Command hooks and adhesive strips are the backbone of this approach, since most dorms don’t allow nails or screws. A few places they earn their keep:

  • Over-the-door hooks for robes, towels, and bags, which keeps them off your one chair
  • Wall-mounted wire baskets for toiletries or school supplies, so counters and desks stay clear
  • A hanging shoe organizer on the inside of your closet door, repurposed for snacks, chargers, or makeup instead of shoes

The instinct is to keep buying bins and stacking them on the floor. Flip that instinct. Anything you can hang, hang.


Rethink the Bed as a Storage System, Not Just a Bed

Your bed takes up more square footage than anything else in the room, which makes it the highest-leverage item to optimize.

Bed risers are the obvious first move, and they genuinely work. Raising your bed six to eight inches creates enough clearance for storage bins, a mini fridge, or a rolling cart underneath. If your dorm bed is already lofted, you’ve got even more room to work with, sometimes enough for a small desk or seating area underneath.

Under-bed storage containers with low profiles are worth the investment over generic bins, since they’re built to slide in and out of tight clearance without getting stuck. Vacuum-sealed bags are useful here too, especially for out-of-season clothing or extra bedding you’re not using every week.


Let the Closet Do More Than One Job

Dorm closets are narrow and shallow, which means a single rod and a shelf usually isn’t enough to hold what you brought.

A hanging closet organizer with multiple cubbies instantly doubles or triples your folded storage without needing extra floor space. Add a second tension rod below your existing one to create a lower hanging section for shorter items like shirts or skirts, and you’ve effectively created two closets out of one.

Slim, non-slip velvet hangers matter more than people expect. Swapping bulky plastic hangers for thin ones can free up several inches of rod space, which in a dorm closet is the difference between things fitting and things not.

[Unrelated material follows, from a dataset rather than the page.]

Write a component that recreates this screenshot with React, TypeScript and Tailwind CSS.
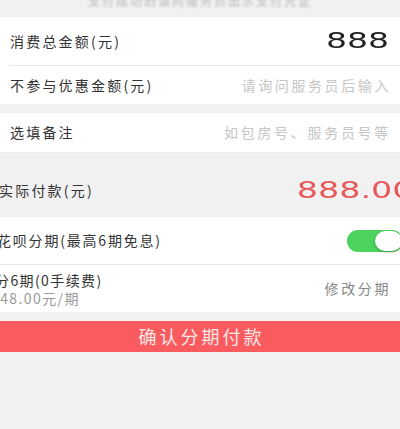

Use Your Desk as a Vertical Workstation

Desks in dorms tend to be small, and it’s tempting to let papers and cords spread out until the whole surface disappears.

A stacked desk organizer or small shelf riser gives you a second layer to work with, so books, files, and supplies stop competing with your laptop for space. Cord clips or a small cable box keep chargers from turning into a tangled pile every time you need one. If your desk backs up to a wall, a magnetic board or corkboard mounted above it can hold reminders, photos, and small tools without using any surface space at all.

The goal isn’t a perfect desk. It’s a desk where you can actually open your laptop without shoving three things out of the way first.


Don’t Forget the Door and the Walls

The back of your door and any open wall space are two of the most underused areas in a dorm room.

An over-the-door mirror with built-in storage pockets is a small upgrade that solves two problems at once. A tension-rod curtain hung in front of open shelving can hide clutter instantly, which matters more than it sounds like it should when you’re sharing a room and want at least one corner that feels calm. If storage bins make sense for your setup, clear stackable ones on a shelf or in a closet corner can hold everything from school supplies to snacks, as long as they’re sized to the space instead of bought in bulk and forced to fit.


Think in Zones, Not Piles

The last shift is less about products and more about habits. Dorm rooms fall apart fast when everything gets treated as one undefined space. Give categories their own zone, even a small one: a shelf for school things, a bin for toiletries, a hook system for outerwear. When everything has a designated home, even a tiny one, you spend far less time hunting and far less energy on the low-grade stress of visual clutter.

A small room doesn’t have to feel small. It has to feel intentional. Once every surface, wall, and inch of vertical space is doing something useful, 130 square feet starts to feel a lot more livable than it did on move-in day.

If you’re figuring out your setup this year, start with just one or two of these changes before buying anything else. You’ll know within a week whether it’s actually solving your space problem or just adding more stuff to store.